A vision of invisible technology

Let’s think about the purpose of technology in our lives.  We have needs, and it is the purpose of certain technologies to satisfy some of these needs.  This may sound like a simplistic view, but it can actually be applied to a wide range of technology and how we interact with it.

Suppose I want to know what the weather will be like today.  I have a specific need.  I pick up my phone, unlock it, find the weather app, and launch it.  The weather app dials out to a service, returns the weather data and displays it in the form of graphics that tell me if I should bring an umbrella to work today.
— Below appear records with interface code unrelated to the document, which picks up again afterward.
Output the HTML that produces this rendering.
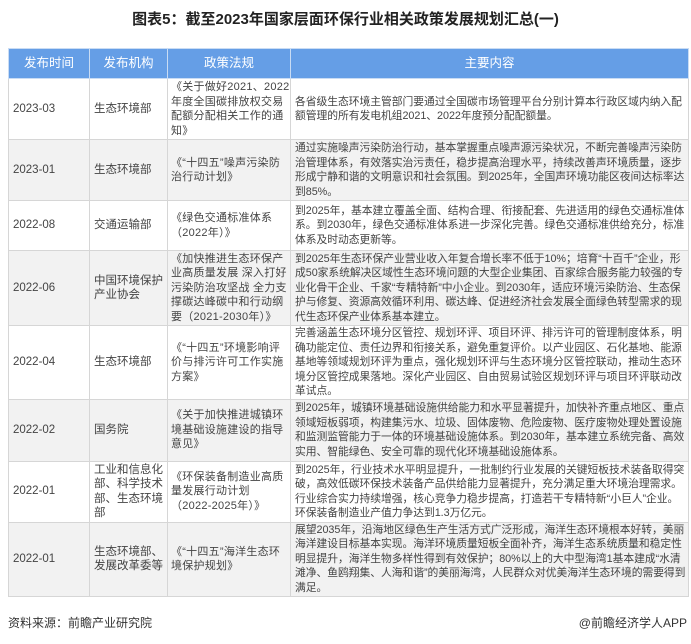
<!DOCTYPE html>
<html><head><meta charset="utf-8"><style>
body{margin:0;width:691px;height:644px;background:#fff;font-family:"Liberation Sans","Noto Sans CJK SC",sans-serif;color:#444;position:relative;overflow:hidden}
h1{position:absolute;top:8px;left:0;width:691px;text-align:center;margin:0;font-size:15px;font-weight:bold;color:#222}
table{position:absolute;left:8px;top:48px;border-collapse:collapse;table-layout:fixed;width:680px}
td,th{border:1px solid #d6d6d6;font-size:11.5px;line-height:14.5px;padding:0 3px;vertical-align:middle;text-align:left;overflow:hidden}
th{background:#659ee6;color:#fff;font-weight:normal;text-align:center;font-size:12.5px;height:29px;border-color:#c9dcf4}
tr:nth-child(odd) td{background:#f2f2f2}
td.c1,td.c2{font-size:11.5px;padding-left:4px}
td.c3{font-size:11px;letter-spacing:0.25px;padding:0 0 0 3px}
td.c4{font-size:10.8px;letter-spacing:-0.05px;padding-left:4px;padding-right:2px}
.f{position:absolute;top:614px;font-size:12px;color:#333}
</style></head><body>
<h1>图表5：截至2023年国家层面环保行业相关政策发展规划汇总(一)</h1>
<table>
<colgroup><col style="width:81px"><col style="width:78px"><col style="width:123px"><col style="width:398px"></colgroup>
<tr><th>发布时间</th><th>发布机构</th><th>政策法规</th><th>主要内容</th></tr>
<tr style="height:61px"><td class="c1">2023-03</td><td class="c2">生态环境部</td><td class="c3">《关于做好2021、2022年度全国碳排放权交易配额分配相关工作的通知》</td><td class="c4">各省级生态环境主管部门要通过全国碳市场管理平台分别计算本行政区域内纳入配额管理的所有发电机组2021、2022年度预分配配额量。</td></tr>
<tr style="height:61px"><td class="c1">2023-01</td><td class="c2">生态环境部</td><td class="c3">《“十四五”噪声污染防治行动计划》</td><td class="c4">通过实施噪声污染防治行动，基本掌握重点噪声源污染状况，不断完善噪声污染防治管理体系，有效落实治污责任，稳步提高治理水平，持续改善声环境质量，逐步形成宁静和谐的文明意识和社会氛围。到2025年，全国声环境功能区夜间达标率达到85%。</td></tr>
<tr style="height:50px"><td class="c1">2022-08</td><td class="c2">交通运输部</td><td class="c3">《绿色交通标准体系（2022年）》</td><td class="c4">到2025年，基本建立覆盖全面、结构合理、衔接配套、先进适用的绿色交通标准体系。到2030年，绿色交通标准体系进一步深化完善。绿色交通标准供给充分，标准体系及时动态更新等。</td></tr>
<tr style="height:75px"><td class="c1">2022-06</td><td class="c2">中国环境保护产业协会</td><td class="c3">《加快推进生态环保产业高质量发展 深入打好污染防治攻坚战 全力支撑碳达峰碳中和行动纲要（2021-2030年）》</td><td class="c4">到2025年生态环保产业营业收入年复合增长率不低于10%；培育“十百千”企业，形成50家系统解决区域性生态环境问题的大型企业集团、百家综合服务能力较强的专业化骨干企业、千家“专精特新”中小企业。到2030年，适应环境污染防治、生态保护与修复、资源高效循环利用、碳达峰、促进经济社会发展全面绿色转型需求的现代生态环保产业体系基本建立。</td></tr>
<tr style="height:73px"><td class="c1">2022-04</td><td class="c2">生态环境部</td><td class="c3">《“十四五”环境影响评价与排污许可工作实施方案》</td><td class="c4">完善涵盖生态环境分区管控、规划环评、项目环评、排污许可的管理制度体系，明确功能定位、责任边界和衔接关系，避免重复评价。以产业园区、石化基地、能源基地等领域规划环评为重点，强化规划环评与生态环境分区管控联动，推动生态环境分区管控成果落地。深化产业园区、自由贸易试验区规划环评与项目环评联动改革试点。</td></tr>
<tr style="height:62px"><td class="c1">2022-02</td><td class="c2">国务院</td><td class="c3">《关于加快推进城镇环境基础设施建设的指导意见》</td><td class="c4">到2025年，城镇环境基础设施供给能力和水平显著提升，加快补齐重点地区、重点领域短板弱项，构建集污水、垃圾、固体废物、危险废物、医疗废物处理处置设施和监测监管能力于一体的环境基础设施体系。到2030年，基本建立系统完备、高效实用、智能绿色、安全可靠的现代化环境基础设施体系。</td></tr>
<tr style="height:61px"><td class="c1">2022-01</td><td class="c2">工业和信息化部、科学技术部、生态环境部</td><td class="c3">《环保装备制造业高质量发展行动计划（2022-2025年）》</td><td class="c4">到2025年，行业技术水平明显提升，一批制约行业发展的关键短板技术装备取得突破，高效低碳环保技术装备产品供给能力显著提升，充分满足重大环境治理需求。行业综合实力持续增强，核心竞争力稳步提高，打造若干专精特新“小巨人”企业。环保装备制造业产值力争达到1.3万亿元。</td></tr>
<tr style="height:74px"><td class="c1">2022-01</td><td class="c2">生态环境部、发展改革委等</td><td class="c3">《“十四五”海洋生态环境保护规划》</td><td class="c4">展望2035年，沿海地区绿色生产生活方式广泛形成，海洋生态环境根本好转，美丽海洋建设目标基本实现。海洋环境质量短板全面补齐，海洋生态系统质量和稳定性明显提升，海洋生物多样性得到有效保护；80%以上的大中型海湾1基本建成“水清滩净、鱼鸥翔集、人海和谐”的美丽海湾，人民群众对优美海洋生态环境的需要得到满足。</td></tr>
</table>
<div class="f" style="left:8px">资料来源：前瞻产业研究院</div>
<div class="f" style="right:4px">@前瞻经济学人APP</div>
</body></html>
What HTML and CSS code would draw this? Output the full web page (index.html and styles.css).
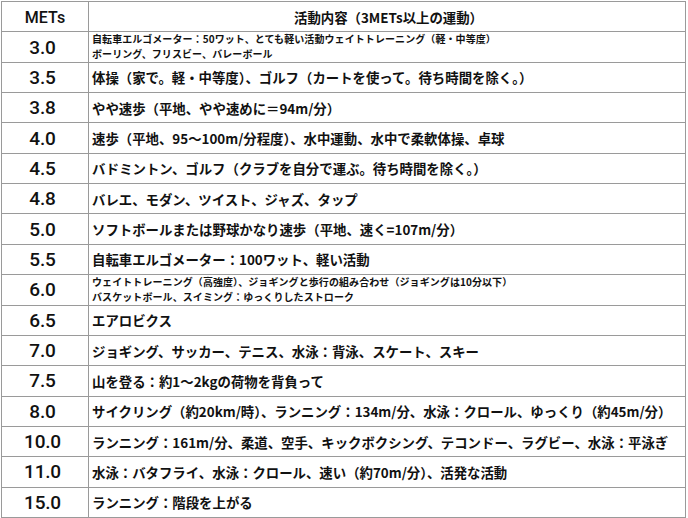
FILE: index.html
```html
<!DOCTYPE html>
<html lang="ja">
<head>
<meta charset="utf-8">
<title>METs表</title>
<link rel="stylesheet" href="styles.css">
</head>
<body>
<div class="mets-table">
  <div class="cell head num">METs</div>
  <div class="cell head text">活動内容（3METs以上の運動）</div>

  <div class="cell num">3.0</div>
  <div class="cell text small"><span class="line">自転車エルゴメーター：50ワット、とても軽い活動ウェイトトレーニング（軽・中等度）</span><span class="line">ボーリング、フリスビー、バレーボール</span></div>

  <div class="cell num">3.5</div>
  <div class="cell text">体操（家で。軽・中等度）、ゴルフ（カートを使って。待ち時間を除く。）</div>

  <div class="cell num">3.8</div>
  <div class="cell text">やや速歩（平地、やや速めに＝94m/分）</div>

  <div class="cell num">4.0</div>
  <div class="cell text">速歩（平地、95～100m/分程度）、水中運動、水中で柔軟体操、卓球</div>

  <div class="cell num">4.5</div>
  <div class="cell text">バドミントン、ゴルフ（クラブを自分で運ぶ。待ち時間を除く。）</div>

  <div class="cell num">4.8</div>
  <div class="cell text">バレエ、モダン、ツイスト、ジャズ、タップ</div>

  <div class="cell num">5.0</div>
  <div class="cell text">ソフトボールまたは野球かなり速歩（平地、速く=107m/分）</div>

  <div class="cell num">5.5</div>
  <div class="cell text">自転車エルゴメーター：100ワット、軽い活動</div>

  <div class="cell num">6.0</div>
  <div class="cell text small"><span class="line">ウェイトトレーニング（高強度）、ジョギングと歩行の組み合わせ（ジョギングは10分以下）</span><span class="line">バスケットボール、スイミング：ゆっくりしたストローク</span></div>

  <div class="cell num">6.5</div>
  <div class="cell text">エアロビクス</div>

  <div class="cell num">7.0</div>
  <div class="cell text">ジョギング、サッカー、テニス、水泳：背泳、スケート、スキー</div>

  <div class="cell num">7.5</div>
  <div class="cell text">山を登る：約1～2kgの荷物を背負って</div>

  <div class="cell num">8.0</div>
  <div class="cell text">サイクリング（約20km/時）、ランニング：134m/分、水泳：クロール、ゆっくり（約45m/分）</div>

  <div class="cell num">10.0</div>
  <div class="cell text">ランニング：161m/分、柔道、空手、キックボクシング、テコンドー、ラグビー、水泳：平泳ぎ</div>

  <div class="cell num">11.0</div>
  <div class="cell text">水泳：バタフライ、水泳：クロール、速い（約70m/分）、活発な活動</div>

  <div class="cell num">15.0</div>
  <div class="cell text">ランニング：階段を上がる</div>
</div>
</body>
</html>
```
FILE: styles.css
```css
html, body {
  margin: 0;
  padding: 0;
  background: #ffffff;
}

body {
  color: #111111;
  font-family: "Noto Sans CJK JP", "Noto Sans", sans-serif;
}

.mets-table {
  box-sizing: border-box;
  margin: 1px 0 0 1px;
  width: 685px;
  height: 517px;
  display: grid;
  grid-template-columns: 87px 1fr;
  grid-template-rows: repeat(17, 1fr);
  border-top: 1px solid #9a9a9a;
  border-left: 1px solid #9a9a9a;
}

.cell {
  box-sizing: border-box;
  border-right: 1px solid #9a9a9a;
  border-bottom: 1px solid #9a9a9a;
  display: flex;
  align-items: center;
  min-width: 0;
  overflow: hidden;
}

.num {
  justify-content: center;
  padding-right: 5px;
  font-family: Roboto, "Liberation Sans", sans-serif;
  font-weight: 500;
  font-size: 19px;
  letter-spacing: -0.2px;
}

.head.num {
  font-size: 16px;
  padding-right: 0;
  padding-top: 1px;
  letter-spacing: 0;
}

.text {
  padding-left: 3px;
  font-size: 13.4px;
  font-weight: 700;
  white-space: nowrap;
  line-height: 16px;
}

.head.text {
  justify-content: center;
}

.small {
  font-size: 10px;
  letter-spacing: 0.08px;
  flex-direction: column;
  align-items: flex-start;
  justify-content: center;
}

.line {
  display: block;
  line-height: 14.6px;
}
```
In the above example, I had to take a lot of steps to satisfy my need.  I believe that each of the steps that have to be taken before my need is satisfied is a failure of technology to satisfy my need.  The more steps it takes, the greater the failure.  The ultimate goal of any technology should be to satisfy the need of its user as efficiently as possible, without drawing attention to itself.  Too many technological devices these days try really hard to draw attention to themselves, with glossy touch screens, colorful graphics and slick interfaces.   This, I believe is only a phase that will pass.

I believe that in the future technology will become less and less visible.  Technology will find ways to satisfy our needs in the least number of steps necessary, which will require it to be less and less visible to us.  In the weather example, all I really needed to know was whether or not to bring my umbrella.  Assuming that the future will still have umbrella-like devices, technology only needs to indicate to me, before I leave the house that I need my umbrella-like device.  But even the way in which this indication happens does not have to reveal the technology behind it.

Technology is getting smaller at an exponential rate.  Things that used to take up an entire room now fit in the palm of our hands.  Things that used to fit in the palm of our hand are now so small that you cannot see them.  In another 20 years, technology will have no excuse to be visible in terms of scale.

The way in which we interface with technology is evolving as well. We already have devices with which we can interact using only our thoughts. Technology can learn from and predict behaviors, adapting accordingly.  Imagine technology that can predict our behavior, take input from our thoughts and satisfy our needs without ever making itself visible.